Читаем Архипелаг ГУЛАГ. Книга 2 полностью

Будущий романист (тот, кто детство провёл среди малолеток) опишет нам множество затей малолеток, как они озоровали в колониях, мстили и гадили воспитателям. При кажущейся строгости их сроков и внутреннего режима у малолеток из безнаказанности развивается большая дерзость.

Вот один из их хвалебных рассказов о себе. Зная обычный образ действий малолеток, я вполне ему верю. К медицинской сестре в колонии прибегают взволнованные испуганные ребятишки, зовут её к тяжело заболевшему товарищу. Забыв о предосторожности, она быстро отправляется с ними в их большую – человек на сорок – камеру. И тут начинается муравьиная работа! – одни баррикадируют дверь и держат оборону, другие десятком рук срывают с сестры всё надетое, валят её, те садятся ей на руки, те на ноги, и теперь, кто во что горазд, насилуют её, целуют, кусают. И стрелять в них не положено, и никто её не отобьёт, пока сами не отпустят, поруганную и плачущую.

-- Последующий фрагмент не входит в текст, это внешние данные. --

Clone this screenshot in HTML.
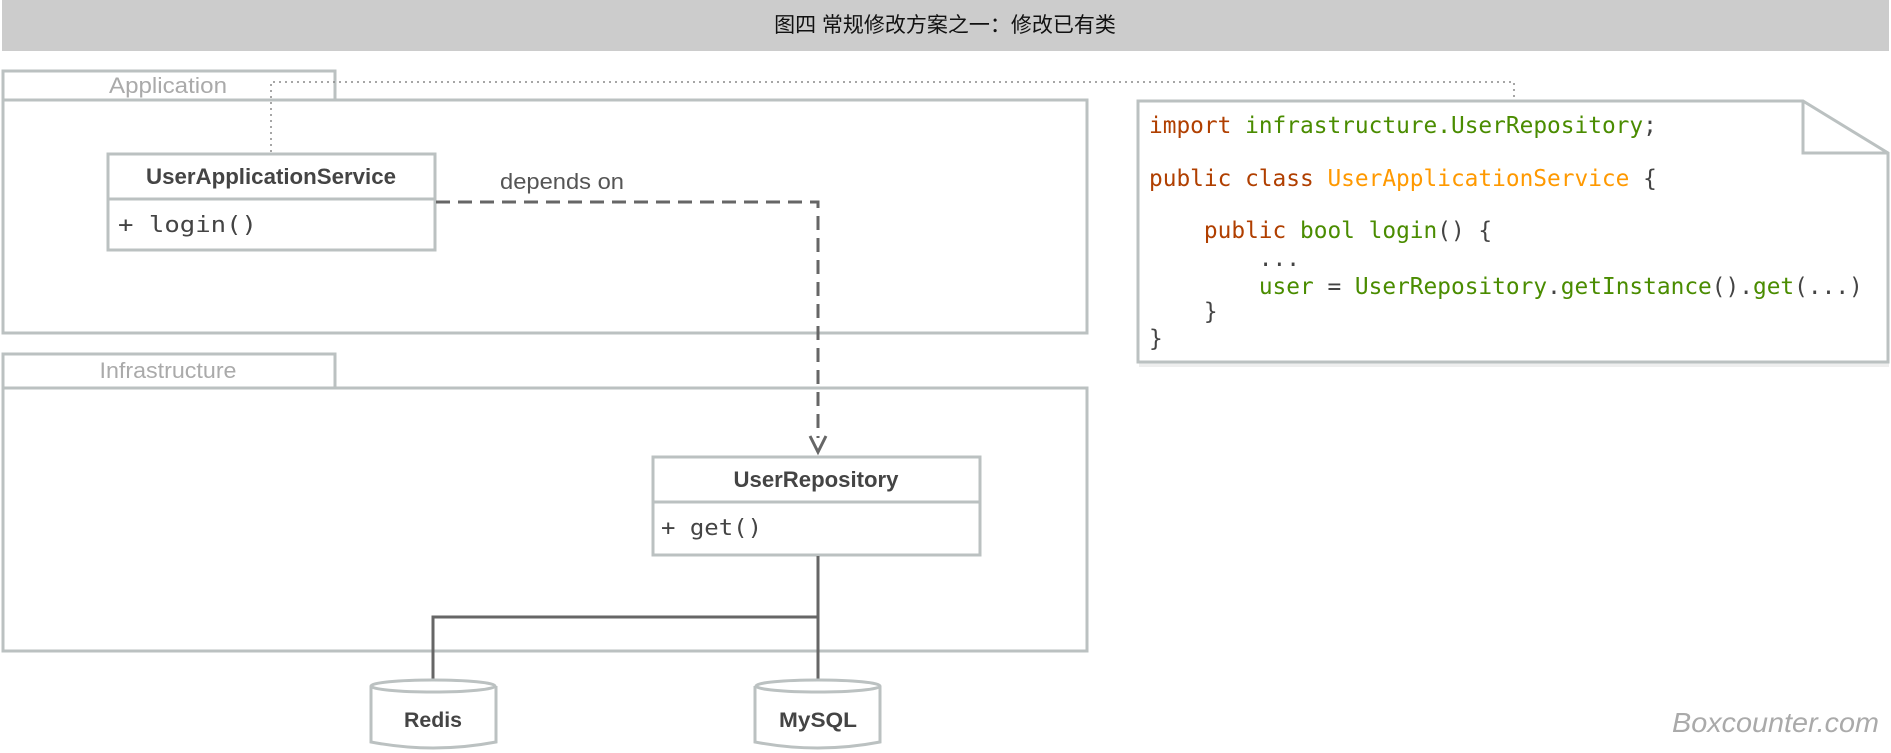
<!DOCTYPE html>
<html><head><meta charset="utf-8"><style>
html,body{margin:0;padding:0;background:#fff;width:1891px;height:753px;overflow:hidden}
svg{display:block}
.s{font-family:"Liberation Sans","Noto Sans CJK SC",sans-serif}
.m{font-family:"DejaVu Sans Mono","Liberation Mono",monospace}
</style></head><body>
<svg width="1891" height="753" viewBox="0 0 1891 753" xmlns="http://www.w3.org/2000/svg">
<rect x="2" y="0" width="1887" height="51" fill="#cccccc"/>
<text x="945" y="32" text-anchor="middle" class="s" font-size="21" fill="#111">图四 常规修改方案之一：修改已有类</text>

<g fill="none" stroke="#bbc1c1" stroke-width="3">
<rect x="3" y="71" width="332" height="29"/>
<rect x="3" y="100" width="1084" height="233"/>
<rect x="3" y="354" width="332" height="34"/>
<rect x="3" y="388" width="1084" height="263"/>
</g>
<text x="168" y="93" text-anchor="middle" class="s" font-size="22" fill="#aaa" textLength="118" lengthAdjust="spacingAndGlyphs">Application</text>
<text x="168" y="378" text-anchor="middle" class="s" font-size="22" fill="#aaa" textLength="137" lengthAdjust="spacingAndGlyphs">Infrastructure</text>

<path d="M271 152 V82 H1514 V100" fill="none" stroke="#888" stroke-width="1.5" stroke-dasharray="2 4"/>

<g fill="#fff" stroke="#bbc1c1" stroke-width="3">
<rect x="108" y="154" width="327" height="96"/>
<rect x="653" y="457" width="327" height="98"/>
</g>
<g stroke="#bbc1c1" stroke-width="3"><line x1="108" y1="199" x2="435" y2="199"/><line x1="653" y1="502" x2="980" y2="502"/></g>
<text x="271" y="184" text-anchor="middle" class="s" font-size="22" font-weight="bold" fill="#444" textLength="250" lengthAdjust="spacingAndGlyphs">UserApplicationService</text>
<text x="118" y="232" class="m" font-size="22" fill="#444" textLength="139" lengthAdjust="spacingAndGlyphs">+ login()</text>
<text x="816" y="487" text-anchor="middle" class="s" font-size="22" font-weight="bold" fill="#444" textLength="165" lengthAdjust="spacingAndGlyphs">UserRepository</text>
<text x="661" y="535" class="m" font-size="22" fill="#444" textLength="101" lengthAdjust="spacingAndGlyphs">+ get()</text>

<text x="500" y="189" class="s" font-size="22" fill="#555" textLength="124" lengthAdjust="spacingAndGlyphs">depends on</text>
<path d="M436 202 H818 V438" fill="none" stroke="#666" stroke-width="3" stroke-dasharray="14 8"/>
<path d="M810 436 L818 452 L826 436" fill="none" stroke="#666" stroke-width="3"/>

<path d="M818 556 V680 M818 617 H433 V680" fill="none" stroke="#666" stroke-width="3"/>

<g fill="#fff" stroke="#bbc1c1" stroke-width="3">
<path d="M371 686 V742 Q433 754 496 742 V686"/>
<ellipse cx="433" cy="686" rx="62" ry="6"/>
<path d="M755 686 V742 Q818 754 880 742 V686"/>
<ellipse cx="818" cy="686" rx="62" ry="6"/>
</g>
<text x="433" y="727" text-anchor="middle" class="s" font-size="21" font-weight="bold" fill="#444" textLength="58" lengthAdjust="spacingAndGlyphs">Redis</text>
<text x="818" y="727" text-anchor="middle" class="s" font-size="21" font-weight="bold" fill="#444" textLength="78" lengthAdjust="spacingAndGlyphs">MySQL</text>

<rect x="1139" y="363" width="750" height="4" fill="#eee"/>
<path d="M1138 101 H1803 L1888 153 V362 H1138 Z" fill="#fff" stroke="#bbc1c1" stroke-width="3"/>
<path d="M1803 101 V153 H1888" fill="none" stroke="#bbc1c1" stroke-width="3"/>
<g class="m" font-size="22.8">
<text x="1149" y="133"><tspan fill="#b03f00">import</tspan> <tspan fill="#4a8c00">infrastructure.UserRepository</tspan><tspan fill="#444">;</tspan></text>
<text x="1149" y="186"><tspan fill="#b03f00">public class</tspan> <tspan fill="#ff9900">UserApplicationService</tspan> <tspan fill="#444">{</tspan></text>
<text x="1149" y="238" xml:space="preserve"><tspan fill="#444">    </tspan><tspan fill="#b03f00">public</tspan> <tspan fill="#4a8c00">bool login</tspan><tspan fill="#444">() {</tspan></text>
<text x="1149" y="266" xml:space="preserve" fill="#444">        ...</text>
<text x="1149" y="294" xml:space="preserve"><tspan>        </tspan><tspan fill="#4a8c00">user</tspan><tspan fill="#444"> = </tspan><tspan fill="#4a8c00">UserRepository</tspan><tspan fill="#444">.</tspan><tspan fill="#4a8c00">getInstance</tspan><tspan fill="#444">().</tspan><tspan fill="#4a8c00">get</tspan><tspan fill="#444">(...)</tspan></text>
<text x="1149" y="319" xml:space="preserve" fill="#444">    }</text>
<text x="1149" y="346" fill="#444">}</text>
</g>

<text x="1879" y="732" text-anchor="end" class="s" font-size="28" font-style="italic" fill="#aaa" textLength="207" lengthAdjust="spacingAndGlyphs">Boxcounter.com</text>
</svg>
</body></html>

Интерес к женскому телу развивается у мальчиков вообще рано, а в камерах малолеток он ещё сильно раскаляется красочными рассказами и похвальбою. И они не упускают случая разрядиться. Вот эпизод. Среди бела дня на виду у всех сидят в Кривощёковской зоне (1-й лагпункт) четверо малолеток и разговаривают с малолеткой же Любой из переплётного цеха. Она в чём-то резко им возражает. Тогда мальчики вскакивают и высоко вздёргивают её за ноги. Она оказывается в безпомощном положении: руками опираясь о землю, и юбка спадает ей на голову. Мальчики держат её так и свободными руками ласкают. Потом опускают негрубо. Она ударяет их? убегает от них? Нет, садится по-прежнему и продолжает спорить.

Это уже – малолетки лет по шестнадцати, это – зона взрослая, смешанная. (Это – в ней тот самый барак на 500 женщин, где все соединения происходят без завешиваний и куда малолетки с важностью ходят как мужчины.)

В детских колониях малолетки трудятся четыре часа, а четыре должны учиться (впрочем, вся эта учёба – тухта). С переводом во взрослый лагерь они получают 10-часовой рабочий день, только уменьшенные трудовые нормы, а нормы питания – те же, что у взрослых. Их переводят сюда лет шестнадцати, но недоедание и неправильное развитие в лагере и до лагеря придаёт им в этом возрасте вид маленьких щуплых детей, отстаёт их рост, и ум их, и их интересы. По роду работы их содержат здесь иногда отдельными бригадами, иногда смешивая в общую бригаду со стариками-инвалидами. Здесь и спрашивают с них «облегчённый физический», а попросту детский туземный труд.

После детской колонии обстановка сильно изменилась. Уже нет детского пайка, на который зарился надзор, – и поэтому надзор перестаёт быть главным врагом. Появились какие-то старики, на которых можно испробовать свою силу. Появились женщины, на которых можно проверить свою взрослость. Появились и настоящие живые воры, мордатые лагерные штурмовики, которые охотно руководят и мировоззрением малолеток, и их тренировками в воровстве. Учиться у них – заманчиво, не учиться – невозможно.

Для вольного читателя слово «воры», может быть, звучит укоризненно? Тогда он ничего не понял. Это слово произносится в блатном мире, как в дворянской среде «рыцарь», и даже ещё уважительнее, не в полный голос, как слово священное. Стать достойным вором когда-нибудь – это мечта малолетки, это – стихийный напор их дружины. Да и самому самостоятельному среди них —

юноше, обдумывающему житьё,

не найти жребия верней.

Как-то на Ивановской пересылке ночевал я в камере малолеток. Рядом со мной на нарах оказался худенький мальчик старше пятнадцати, кажется Слава. Мне показалось, что весь обряд малолеток он выполняет как-то изневольно, будто вырастя из него, или устало. Я подумал: вот этот мальчик не погиб и умнее, он от них скоро отстанет. Мы разговорились. Мальчик был из Киева, кто-то из родителей у него умер, кто-то бросил его. Слава начал воровать ещё перед войной, лет девяти, воровал и «когда наши пришли», и после войны, и с задумчивой невесёлой улыбкой, такой ранней для пятнадцати лет, объяснил мне, что и в дальнейшем собирается жить только воровством. «Вы знаете, – очень разумно обосновывал он, – рабочей профессией, кроме хлеба и воды, ничего не заработаешь. А у меня детство было плохое, я хочу хорошо пожить». – «А что ты делал при немцах?» – спросил я, восполняя два обойденных им года – два года оккупации Киева. Он покачал головой: «При немцах я работал. Что вы, разве при немцах можно было воровать? Они за это на месте расстреливали».